Kepler's legacy is profound and enduring. His laws of planetary motion revolutionized our understanding of the solar system and provided a foundation for modern astronomy and physics. Kepler's work in optics paved the way for advancements in telescope design and the study of light. His contributions to mathematics were instrumental in the development of calculus.
Kepler's relentless pursuit of knowledge, despite personal and professional challenges, serves as an enduring inspiration for scientists and scholars around the world. His work exemplifies the spirit of the scientific revolution, characterized by a commitment to empirical evidence, mathematical precision, and a willingness to challenge established doctrines.

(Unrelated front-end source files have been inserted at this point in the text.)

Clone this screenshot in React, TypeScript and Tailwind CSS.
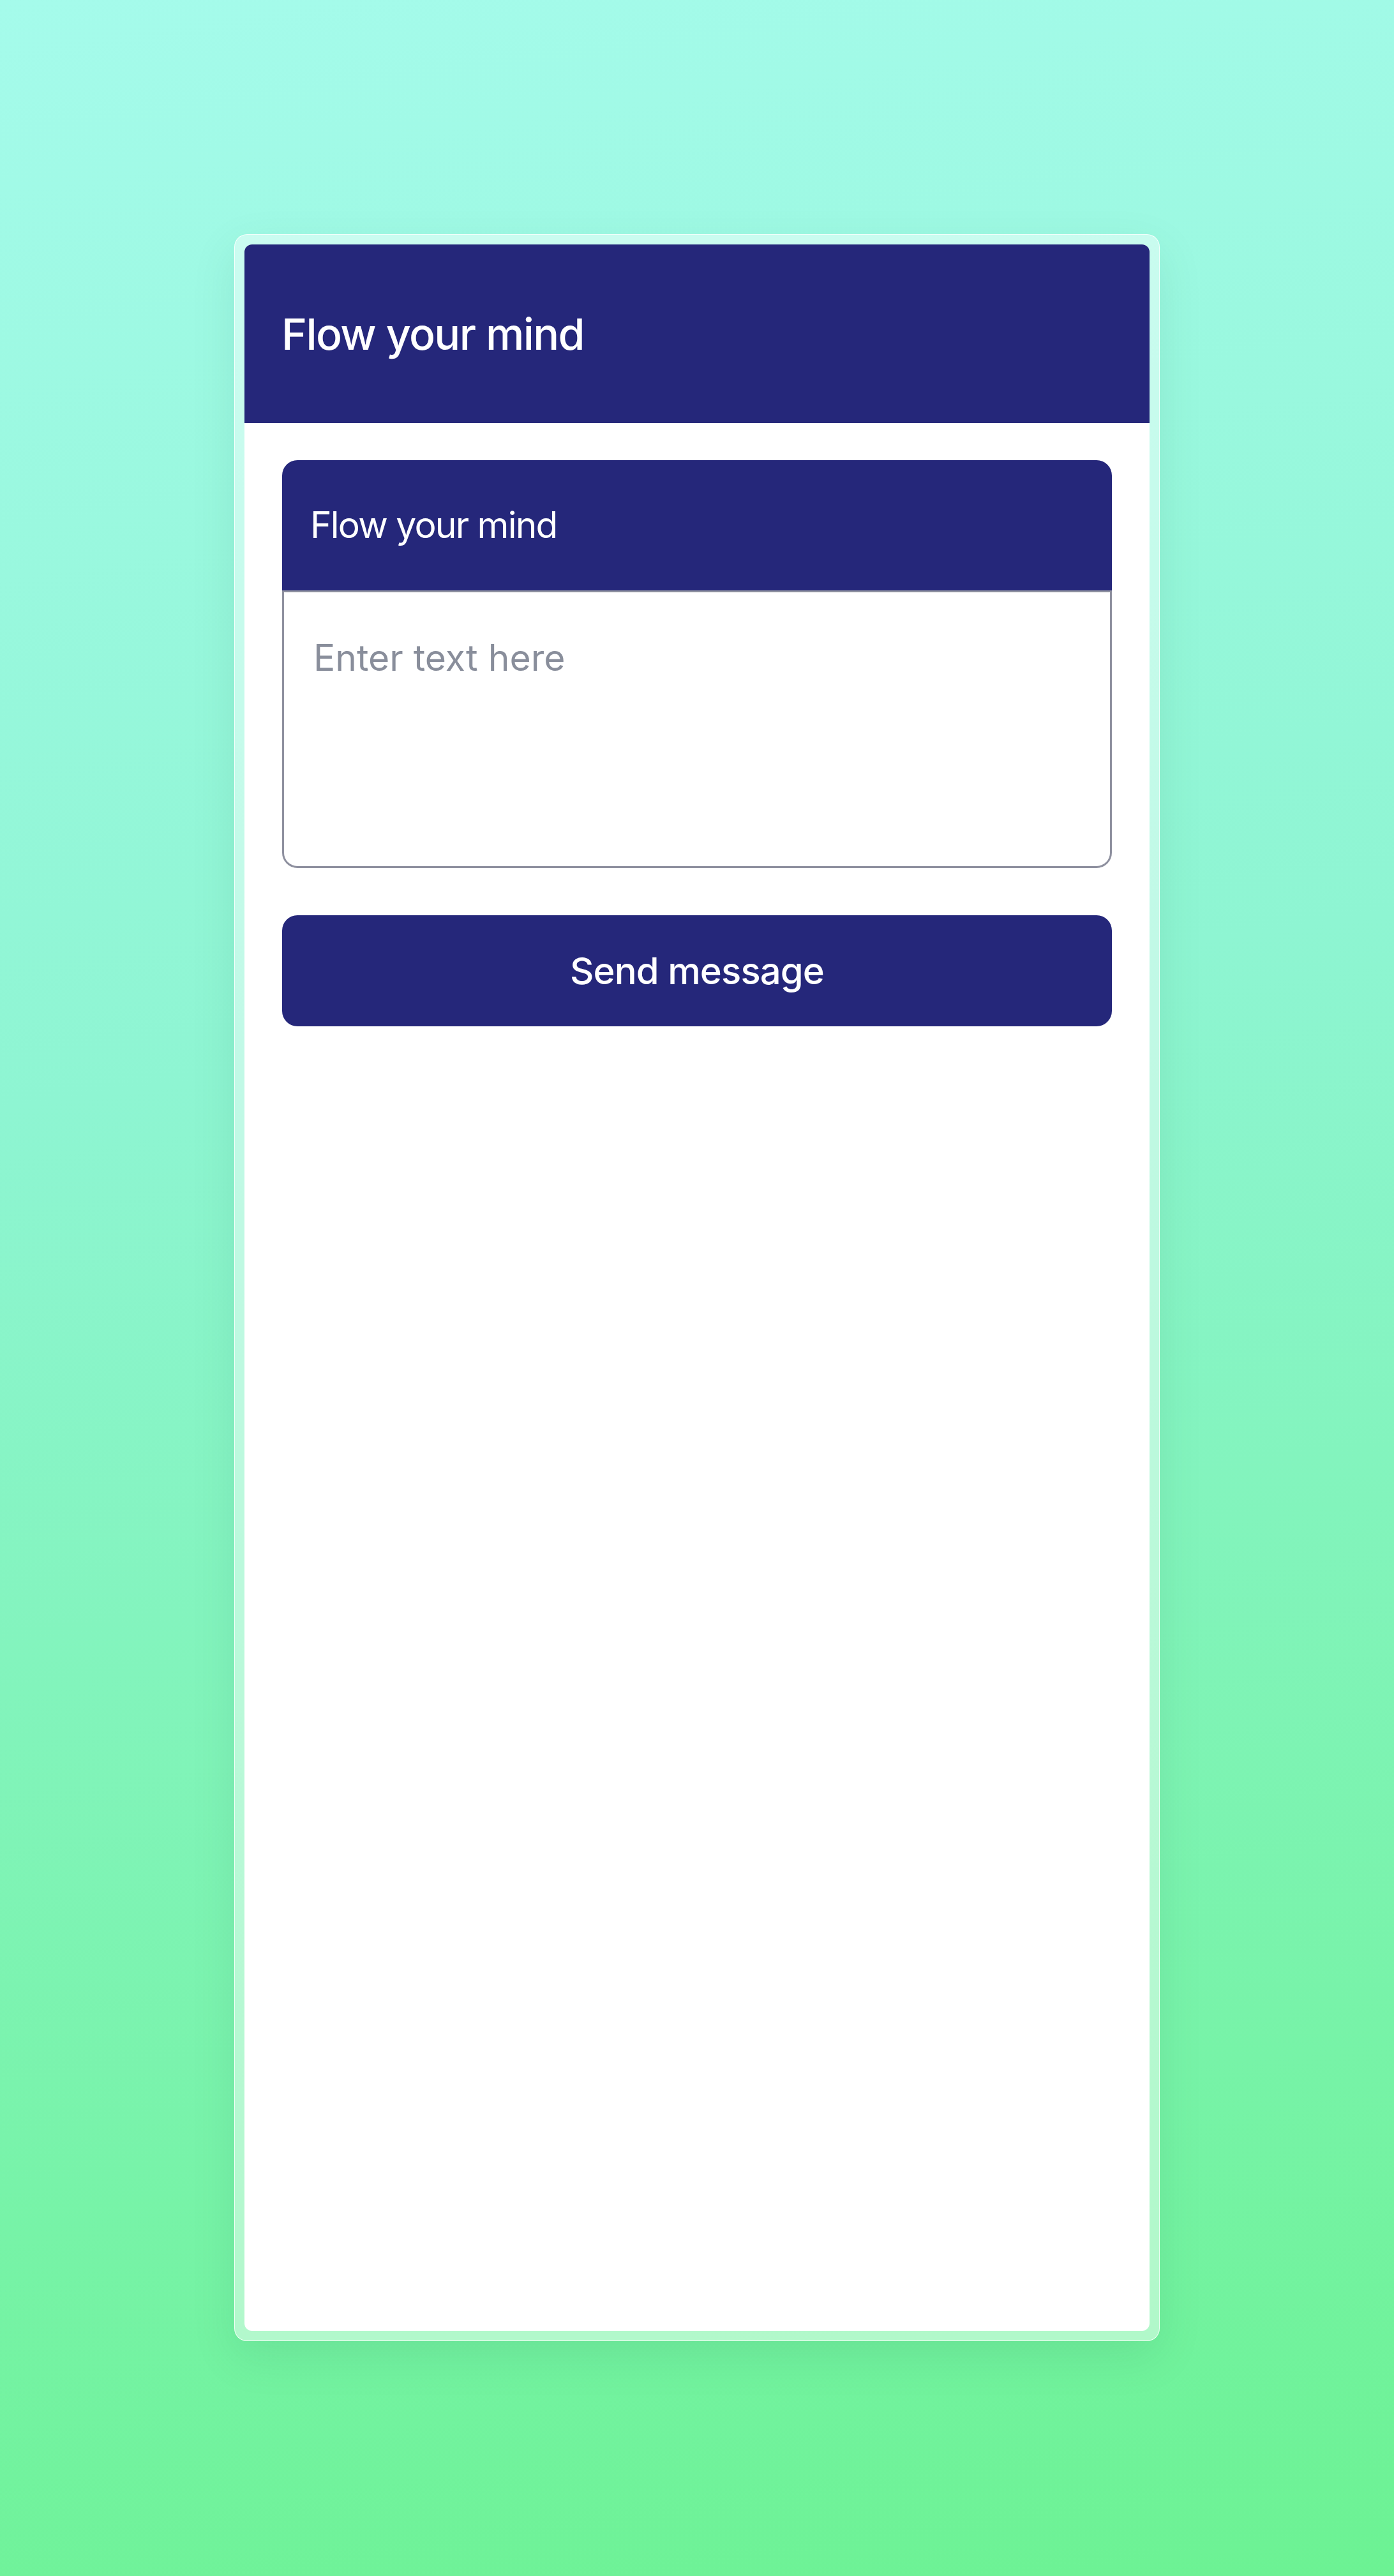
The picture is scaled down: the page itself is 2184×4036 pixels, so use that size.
import React, { useState } from 'react';

const font = { fontFamily: 'Inter, "Noto Sans", sans-serif' };

export default function App() {
  const [text, setText] = useState('');

  return (
    <div
      className="min-h-[4036px] w-full flex justify-center pt-[367px] bg-[linear-gradient(172deg,#a5fbeb_0%,#8ef5d2_40%,#6cf293_100%)]"
      style={font}
    >
      {/* glass frame */}
      <div className="w-[1450px] h-[3301px] p-[15px] rounded-[20px] border border-white/80 bg-white/45 shadow-[0_24px_70px_rgba(20,90,60,0.10)]">
        <div className="h-full bg-white rounded-[12px] overflow-hidden flex flex-col">
          {/* top bar */}
          <div className="h-[280px] shrink-0 bg-[#25277a] flex items-center px-[58px]">
            <h1 className="text-white text-[68px] font-medium tracking-[-1.6px]">
              Flow your mind
            </h1>
          </div>

          {/* form */}
          <div className="px-[59px] pt-[58px] flex flex-col">
            <div className="flex flex-col">
              <div className="h-[204px] bg-[#25277a] rounded-t-[24px] flex items-center px-[44px]">
                <span className="text-white text-[57px] font-normal tracking-[-1.8px]">
                  Flow your mind
                </span>
              </div>
              <textarea
                value={text}
                onChange={e => setText(e.target.value)}
                placeholder="Enter text here"
                className="h-[435px] resize-none border-[3px] border-[#8e909f] rounded-b-[24px] px-[46px] pt-[60px] text-[57px] leading-[1.5] text-[#25277a] placeholder:text-[#898e9b] outline-none"
                style={font}
              />
            </div>

            <button className="mt-[74px] h-[174px] w-full bg-[#25277a] rounded-[24px] text-white text-[58px] font-medium tracking-[-0.9px]">
              Send message
            </button>
          </div>
        </div>
      </div>
    </div>
  );
}
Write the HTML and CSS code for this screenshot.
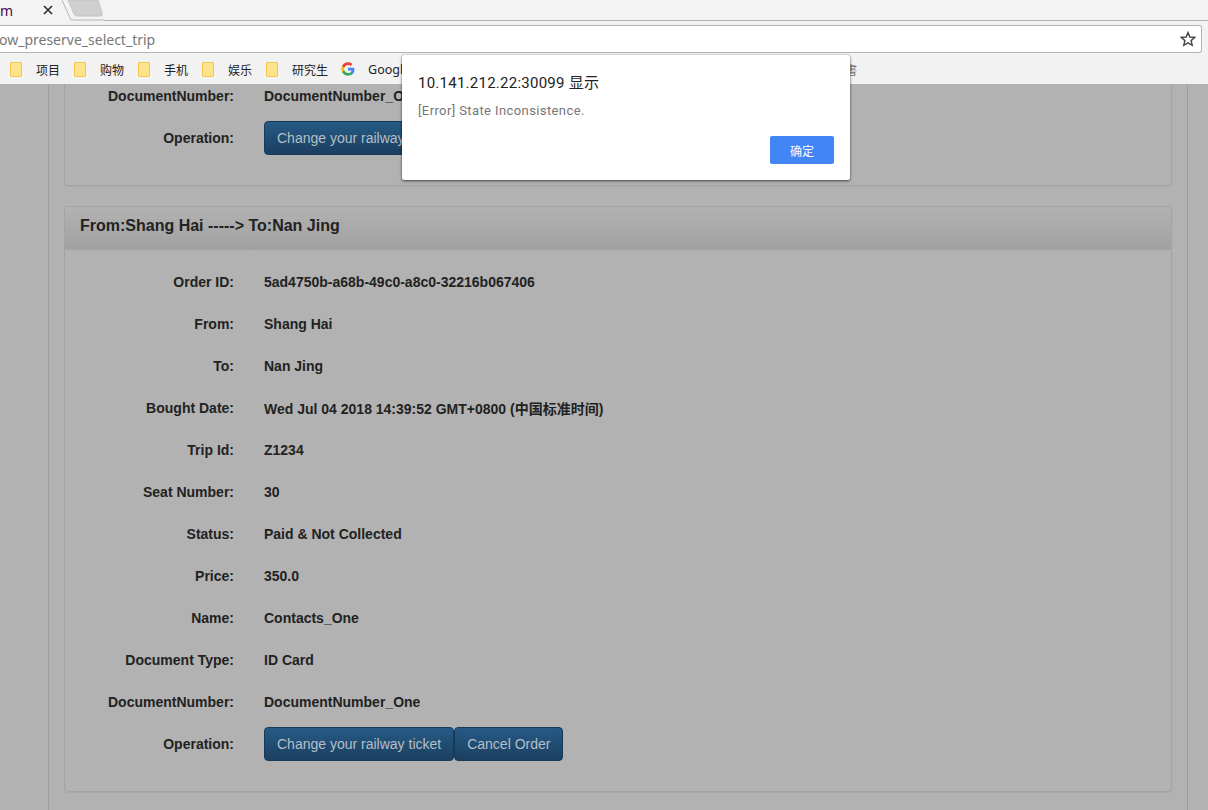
FILE: index.html
```html
<!DOCTYPE html>
<html lang="en">
<head>
  <meta charset="utf-8">
  <title>Order list</title>
  <link rel="stylesheet" href="styles.css">
</head>
<body>

<!-- browser chrome -->
<header class="chrome">
  <div class="tabstrip">
    <span class="tab-title">m</span>
    <svg class="tab-close" width="10" height="10" viewBox="0 0 10 10"><path d="M1 1l8 8M9 1l-8 8" stroke="#333" stroke-width="1.7" fill="none"/></svg>
    <svg class="tab-edge" width="42" height="21" viewBox="0 0 42 21">
      <path d="M0 0l9 20h33" stroke="#b4b4b4" fill="none"/>
      <path d="M6 0h30l4 13q1 3-2 3H15q-2 0-3-2z" fill="#d0d0d0" stroke="#c2c2c2"/>
    </svg>
  </div>
  <div class="toolbar">
    <div class="omnibox">
      <span class="url">ow_preserve_select_trip</span>
      <svg class="star" width="16" height="16" viewBox="0 0 16 16"><path d="M8 1.6l1.9 4.4 4.8.4-3.6 3.2 1.1 4.7L8 11.8l-4.2 2.5 1.1-4.7L1.300 6.400l4.800-.4z" fill="none" stroke="#4a4a4a" stroke-width="1.500"/></svg>
    </div>
  </div>
  <div class="bookmarks">
    <span class="bm"><i class="folder"></i>项目</span>
    <span class="bm"><i class="folder"></i>购物</span>
    <span class="bm"><i class="folder"></i>手机</span>
    <span class="bm"><i class="folder"></i>娱乐</span>
    <span class="bm"><i class="folder"></i>研究生</span>
    <span class="bm bm-g">
      <svg width="14" height="14" viewBox="0 0 48 48">
        <path fill="#4285f4" d="M46 24.500c0-1.600-.1-3.100-.4-4.500H24v9h12.400c-.5 2.900-2.100 5.300-4.600 7v5.800h7.400c4.300-4 6.800-9.900 6.800-17.300z"/>
        <path fill="#34a853" d="M24 47c6.200 0 11.400-2 15.200-5.600l-7.400-5.800c-2 1.400-4.700 2.200-7.800 2.200-6 0-11-4-12.800-9.500H3.600v6C7.400 41.800 15.100 47 24 47z"/>
        <path fill="#fbbc05" d="M11.200 28.300c-.5-1.400-.7-2.800-.7-4.300s.3-3 .7-4.300v-6H3.600C2.100 16.800 1 20.300 1 24s.9 7.200 2.600 10.300z"/>
        <path fill="#ea4335" d="M24 10.200c3.400 0 6.400 1.200 8.800 3.400l6.600-6.600C35.400 3.300 30.200 1 24 1 15.100 1 7.400 6.200 3.600 13.700l7.600 6C13 14.200 18 10.200 24 10.200z"/>
      </svg>Google</span>
    <span class="bm bm-rest">書</span>
  </div>
</header>

<!-- page behind the alert, already dimmed -->
<main class="page">
  <div class="box">

    <section class="panel panel-cut">
      <div class="panel-body">
        <div class="row"><span class="key">DocumentNumber:</span><span>DocumentNumber_One</span></div>
        <div class="row"><span class="key">Operation:</span><span class="btns"><button>Change your railway ticket</button><button>Cancel Order</button></span></div>
      </div>
    </section>

    <section class="panel">
      <h3 class="panel-head">From:Shang Hai -----&gt; To:Nan Jing</h3>
      <div class="panel-body">
        <div class="row"><span class="key">Order ID:</span><span>5ad4750b-a68b-49c0-a8c0-32216b067406</span></div>
        <div class="row"><span class="key">From:</span><span>Shang Hai</span></div>
        <div class="row"><span class="key">To:</span><span>Nan Jing</span></div>
        <div class="row"><span class="key">Bought Date:</span><span>Wed Jul 04 2018 14:39:52 GMT+0800 (中国标准时间)</span></div>
        <div class="row"><span class="key">Trip Id:</span><span>Z1234</span></div>
        <div class="row"><span class="key">Seat Number:</span><span>30</span></div>
        <div class="row"><span class="key">Status:</span><span>Paid &amp; Not Collected</span></div>
        <div class="row"><span class="key">Price:</span><span>350.0</span></div>
        <div class="row"><span class="key">Name:</span><span>Contacts_One</span></div>
        <div class="row"><span class="key">Document Type:</span><span>ID Card</span></div>
        <div class="row"><span class="key">DocumentNumber:</span><span>DocumentNumber_One</span></div>
        <div class="row"><span class="key">Operation:</span><span class="btns"><button>Change your railway ticket</button><button>Cancel Order</button></span></div>
      </div>
    </section>

  </div>
</main>

<!-- alert -->
<div class="alert">
  <div class="alert-title">10.141.212.22:30099 显示</div>
  <div class="alert-msg">[Error] State Inconsistence.</div>
  <div class="alert-foot"><button class="alert-ok">确定</button></div>
</div>

</body>
</html>
```

FILE: styles.css
```css
html, body {margin:0;height:100%;overflow:hidden}
body {background:#b2b2b2;font-family:"Liberation Sans","Noto Sans CJK SC",sans-serif}

/* chrome */
.chrome {background:#f2f2f2;height:84px;position:relative;z-index:1}
.tabstrip {height:20px;position:relative;background:#f3f3f3}
.tabstrip {display:flex;align-items:center}
.tab-title {font:14px "Noto Sans",sans-serif;color:#4b0a4b;margin-left:0;width:43px}
.tab-close {flex:none}
.tab-edge {flex:none;margin:0 0 0 9px;align-self:flex-start}
.tabstrip::after {content:"";flex:1;height:1px;background:#b4b4b4;align-self:flex-end;margin-bottom:-1px}
.toolbar {padding:5px 6px 0 0}
.omnibox {height:26px;background:#fff;border:1px solid #b4b4b4;border-left:0;border-radius:0 3px 3px 0;
          display:flex;align-items:center;justify-content:space-between;padding-right:5px}
.url {font:14px "Noto Sans",sans-serif;color:#777;margin-left:-1px}
.bookmarks {display:flex;align-items:center;height:30px;padding:1px 0 0 10px;gap:14px;font:12px "Noto Sans CJK SC","Noto Sans",sans-serif;color:#222}
.bm {display:flex;align-items:center;gap:15px;white-space:nowrap}
.folder {width:10px;height:13px;background:#fde48c;border:1px solid #f2c94c;border-radius:1px;display:block;margin-right:-1px}
.bm-g {gap:13px;font-family:"Noto Sans",sans-serif;font-size:12.500px;margin-left:-1px}
.bm-rest {color:#777;margin-left:421px}

/* page */
.page {height:726px;overflow:hidden;padding-left:48px;color:#222;font-size:14px;font-weight:bold}
.box {width:1108px;min-height:800px;border:solid #9e9e9e;border-width:0 1px;padding:0 15px;margin-top:-9px}
.panel {border:1px solid #a3a3a3;border-radius:4px;margin-bottom:20px;box-shadow:0 1px 1px #a8a8a8}
.panel-cut {border-top:0;border-radius:0 0 4px 4px}
.panel-head {margin:0;height:42px;line-height:37px;padding-left:15px;font-size:16px;
             background:linear-gradient(#b2b2b2,#a1a1a1);border-bottom:1px solid #a3a3a3;border-radius:3px 3px 0 0}
.panel-body {padding:11px 0 26px}
.panel-cut .panel-body {padding-top:0}
.row {height:42px;display:flex;align-items:center;gap:30px}
.key {width:169px;text-align:right}
.btns {display:flex}
button {font:14px "Liberation Sans",sans-serif;color:#b5bfc7;height:34px;padding:0 12px;border:1px solid #173a58;border-radius:4px;
        background:linear-gradient(#265a85,#1b3f61)}

/* alert */
.alert {position:absolute;left:402px;top:55px;width:448px;height:125px;background:#fff;border-radius:2px;
        box-shadow:0 1px 3px #0009,0 0 1px #0006;z-index:2;padding:0 16px;box-sizing:border-box;display:flex;flex-direction:column}
.alert-title {font:15px "Roboto","Noto Sans CJK SC",sans-serif;letter-spacing:.25px;color:#222;margin-top:19px;line-height:18px}
.alert-msg {font:13px "Roboto",sans-serif;color:#777;margin-top:10px;line-height:18px;letter-spacing:.4px}
.alert-foot {display:flex;justify-content:flex-end;margin-top:16px}
.alert-ok {width:64px;height:28px;padding:0;border:0;border-radius:2px;background:#4285f4;color:#fff;font:12px "Noto Sans CJK SC",sans-serif}
```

Johannes Kepler's life and work are a testament to the power of perseverance and intellectual curiosity. His revolutionary contributions to astronomy, optics, and mathematics have left an indelible mark on the history of science. Kepler's legacy continues to inspire and influence modern scientific thought, underscoring the importance of rigorous scientific inquiry and the relentless pursuit of truth. His innovative approach and groundbreaking discoveries remain a cornerstone of modern scientific understanding, illustrating the profound impact of one individual’s dedication to uncovering the mysteries of the universe.